What is expected -
Which lines hold the string "React"? Copy every one of them.

○ ○ ○ ○ ○

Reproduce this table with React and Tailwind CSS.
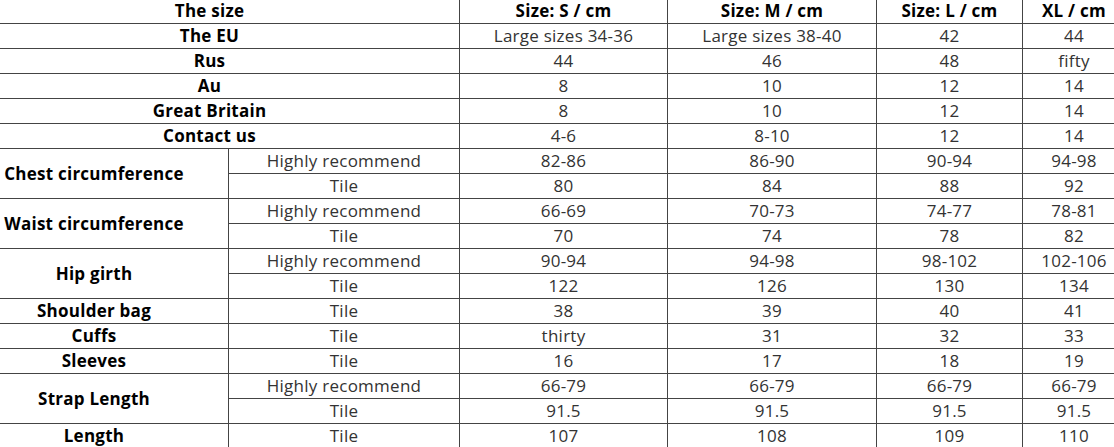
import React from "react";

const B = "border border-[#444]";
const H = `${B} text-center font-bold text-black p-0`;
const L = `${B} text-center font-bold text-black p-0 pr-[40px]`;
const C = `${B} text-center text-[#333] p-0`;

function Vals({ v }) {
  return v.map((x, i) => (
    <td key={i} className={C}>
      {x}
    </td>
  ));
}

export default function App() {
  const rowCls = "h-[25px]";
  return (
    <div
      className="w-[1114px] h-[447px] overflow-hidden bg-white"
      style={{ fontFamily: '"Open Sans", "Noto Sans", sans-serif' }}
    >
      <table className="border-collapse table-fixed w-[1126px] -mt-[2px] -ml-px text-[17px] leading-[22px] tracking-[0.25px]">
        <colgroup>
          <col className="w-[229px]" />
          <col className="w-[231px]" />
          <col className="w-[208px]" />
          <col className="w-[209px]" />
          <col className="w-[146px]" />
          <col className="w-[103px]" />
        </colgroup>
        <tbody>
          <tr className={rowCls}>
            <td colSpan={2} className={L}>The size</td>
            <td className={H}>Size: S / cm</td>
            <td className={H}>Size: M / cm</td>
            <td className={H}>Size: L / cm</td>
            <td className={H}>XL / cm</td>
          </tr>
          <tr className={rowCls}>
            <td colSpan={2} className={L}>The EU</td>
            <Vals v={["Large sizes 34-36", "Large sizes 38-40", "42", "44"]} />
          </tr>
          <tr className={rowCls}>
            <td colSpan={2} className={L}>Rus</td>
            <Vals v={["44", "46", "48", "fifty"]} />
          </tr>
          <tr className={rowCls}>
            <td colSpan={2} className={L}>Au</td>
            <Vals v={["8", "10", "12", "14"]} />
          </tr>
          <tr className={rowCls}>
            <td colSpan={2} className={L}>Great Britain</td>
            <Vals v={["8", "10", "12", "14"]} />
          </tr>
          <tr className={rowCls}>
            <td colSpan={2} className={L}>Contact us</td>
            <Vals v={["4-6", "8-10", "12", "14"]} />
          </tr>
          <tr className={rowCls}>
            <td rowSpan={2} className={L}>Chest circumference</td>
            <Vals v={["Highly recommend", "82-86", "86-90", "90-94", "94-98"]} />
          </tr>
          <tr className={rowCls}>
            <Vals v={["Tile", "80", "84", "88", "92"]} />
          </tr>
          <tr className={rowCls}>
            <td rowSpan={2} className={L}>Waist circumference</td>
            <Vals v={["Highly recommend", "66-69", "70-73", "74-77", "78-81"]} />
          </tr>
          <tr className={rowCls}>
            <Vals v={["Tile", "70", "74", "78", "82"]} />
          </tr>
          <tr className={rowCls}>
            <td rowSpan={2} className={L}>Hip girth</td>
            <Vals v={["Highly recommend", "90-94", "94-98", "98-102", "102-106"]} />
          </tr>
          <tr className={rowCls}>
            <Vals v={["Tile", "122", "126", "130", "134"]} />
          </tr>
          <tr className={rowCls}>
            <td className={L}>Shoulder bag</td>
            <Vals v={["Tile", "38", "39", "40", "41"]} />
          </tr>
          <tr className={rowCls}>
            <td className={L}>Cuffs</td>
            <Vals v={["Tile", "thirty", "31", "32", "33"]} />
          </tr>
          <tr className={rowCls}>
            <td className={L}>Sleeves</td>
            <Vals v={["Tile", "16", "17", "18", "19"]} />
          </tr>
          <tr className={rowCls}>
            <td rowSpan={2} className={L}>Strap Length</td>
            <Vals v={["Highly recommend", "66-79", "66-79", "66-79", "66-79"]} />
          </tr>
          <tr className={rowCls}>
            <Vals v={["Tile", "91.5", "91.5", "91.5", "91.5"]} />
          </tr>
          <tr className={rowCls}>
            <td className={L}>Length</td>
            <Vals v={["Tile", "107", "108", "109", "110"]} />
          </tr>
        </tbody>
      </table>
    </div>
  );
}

○ ○ ○ ○ ○

Exercise result -
Reproduce this table with React and Tailwind CSS.
import React from "react";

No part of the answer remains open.